The monsoon isn’t a "weather event" for a fulfillment architect; it is a systemic stress test that exposes every lie your 3PL told you about their "robust" network. When the heavy rains hit the Maharashtra belt or the coastal corridors of Odisha, the standard "optimal route" algorithms provided by your TMS don't just slow down—they collapse. You aren't just fighting rain; you are fighting mud-clogged arterial roads, humidity-induced packaging degradation, and a massive spike in RTO (Return to Origin) costs that eat your margins before the customer even sees a soggy box.
For FMCG and personal care brands, this is particularly lethal. If a batch of premium face creams gets damp due to poor pallet wrapping or delayed transit at a flooded hub, it’s not just a delivery failure; it’s a total inventory write-off.
The Fallacy of Reactive Routing
Most firms try to "react" when the rain starts. They wait for carrier reports, see a delay in Pincode X, and then frantically try to reroute. This is amateur hour. By the time your dispatcher notices a bottleneck at a regional hub in Bhiwandi or Nashik, the cargo is already sitting in a damp warehouse, and the delivery window has evaporated.
You don't react; you pre-calculate. You need a hard-coded "Monsoon Risk Score" for every Pincode. This score shouldn't just be based on rainfall forecasts—it must be a weighted index of:
- Historical Transit Variance : How much did delivery times spike in this zone during the last three monsoon cycles?
- Carrier Reliability Density : Which local "last-mile" partners have the actual vehicles (trucks with high ground clearance) to operate in Grade C roads?
- Transit Hub Exposure : Is the sorting center located in a known flood-prone low-lying zone?
The Failure State: A Case Study in Hub Collapse
I once consulted for a mid-market cosmetics brand that scaled from ₹40Cr to ₹210Cr in eighteen months while maintaining a high SKU count. They relied on an automated routing system that didn't account for regional infrastructure degradation. During the July rains, they saw RTO rates spike from 6% to nearly 22% in the Maharashtra interior.
Why? Because their "automated" system kept pushing high-velocity SKUs into a regional hub that became inaccessible due to localized flooding. The system saw the destination as "active," but the physical road was underwater. They had three thousand orders stuck in a soggy warehouse for five days while the automated logic tried to "re-route" them to carriers who didn't have the equipment to reach the site. They lost 14% of their margin on those shipments just in "failed attempt" fees and damaged goods replacements. The system wasn't broken; the input parameters were too sterile to account for physical reality.
The Implementation Matrix: How to Build a Hardened Pipeline
To stop the bleeding, you need to move from standard routing to Dynamic Buffer Logic.
1. Geographic Geo-fencing & Risk Shifting: Instead of a single "Best Route," your system must allow for a "High-Risk Override." When a Pincode's risk score crosses a threshold (based on real-time rainfall data + historical transit logs), the system should automatically trigger a "Buffer Protocol." This means the order is diverted to a micro-hub closer to the destination before it hits the high-risk zone. You trade a slightly higher initial freight cost for a drastic reduction in RTO risk.

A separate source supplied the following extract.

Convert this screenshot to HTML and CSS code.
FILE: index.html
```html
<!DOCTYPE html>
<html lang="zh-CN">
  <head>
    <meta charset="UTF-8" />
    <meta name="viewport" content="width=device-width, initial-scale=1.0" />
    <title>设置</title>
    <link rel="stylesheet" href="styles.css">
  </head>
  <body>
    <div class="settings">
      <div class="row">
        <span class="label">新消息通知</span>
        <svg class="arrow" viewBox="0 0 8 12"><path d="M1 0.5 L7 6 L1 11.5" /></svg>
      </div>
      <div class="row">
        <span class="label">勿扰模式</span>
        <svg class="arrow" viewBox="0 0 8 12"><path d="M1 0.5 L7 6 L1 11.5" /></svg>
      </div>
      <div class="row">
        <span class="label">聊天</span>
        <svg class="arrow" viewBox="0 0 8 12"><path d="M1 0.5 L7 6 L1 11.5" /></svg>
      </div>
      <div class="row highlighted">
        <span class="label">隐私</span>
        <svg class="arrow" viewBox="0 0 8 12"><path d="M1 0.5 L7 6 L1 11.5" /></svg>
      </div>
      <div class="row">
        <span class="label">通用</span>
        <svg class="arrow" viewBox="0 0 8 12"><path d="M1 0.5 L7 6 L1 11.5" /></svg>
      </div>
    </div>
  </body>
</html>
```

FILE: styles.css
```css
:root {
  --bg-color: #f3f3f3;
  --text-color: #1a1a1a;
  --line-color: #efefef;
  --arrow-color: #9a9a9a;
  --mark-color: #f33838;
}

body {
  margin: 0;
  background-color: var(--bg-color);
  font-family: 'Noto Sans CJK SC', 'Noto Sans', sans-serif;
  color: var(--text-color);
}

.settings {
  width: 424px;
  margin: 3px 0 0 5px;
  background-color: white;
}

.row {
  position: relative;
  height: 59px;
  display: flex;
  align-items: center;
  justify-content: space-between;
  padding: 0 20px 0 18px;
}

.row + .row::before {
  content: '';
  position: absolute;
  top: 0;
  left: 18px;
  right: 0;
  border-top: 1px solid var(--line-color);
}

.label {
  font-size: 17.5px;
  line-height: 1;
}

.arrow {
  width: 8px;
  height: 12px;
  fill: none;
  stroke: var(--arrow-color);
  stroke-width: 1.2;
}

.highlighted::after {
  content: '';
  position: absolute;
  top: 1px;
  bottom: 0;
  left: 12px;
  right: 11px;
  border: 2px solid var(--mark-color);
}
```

2. SKU Velocity & Packaging Variance: Not all SKUs are equal. For heavy, bulky items (e.g., household cleaners), moisture is an immediate dealbreaker. These must be packed with reinforced, high-micron poly-liners and routed via "Priority A" carriers who guarantee dry storage. High-velocity, low-weight items (lipsticks, serums) can handle a slightly slower, more circuitous route as long as the transit time remains under 48 hours.
3. Automated Route Degradation Scans: Stop waiting for a human to tell you a road is closed. Integrate your TMS with carrier performance APIs that update every 60 minutes. If a specific hub’s "Outbound Velocity" drops by more than 25% relative to the hourly average, the system must automatically flag all pending orders for that hub and trigger an automated SMS to the customer: "Your order is being rerouted via a secure path due to regional conditions." This manages expectations while your team works the manual exception.
4. The "Safe Zone" Inventory Strategy: In peak monsoon months, move 15% of your high-velocity SKUs into "Safe Zone" micro-hubs located outside known flood zones but within a 200km radius of major demand centers. This creates a buffer. If the main hub in South Gujarat gets hit by a landslide or heavy flooding, the system pivots to the nearest "Safe Zone" hub without needing manual intervention from a frantic floor manager.
The goal isn't just "getting it there." The goal is protecting the margin from the inevitable friction of Indian infrastructure during the monsoon. If your tech stack doesn't account for mud and moisture, your P&L will eventually pay the price.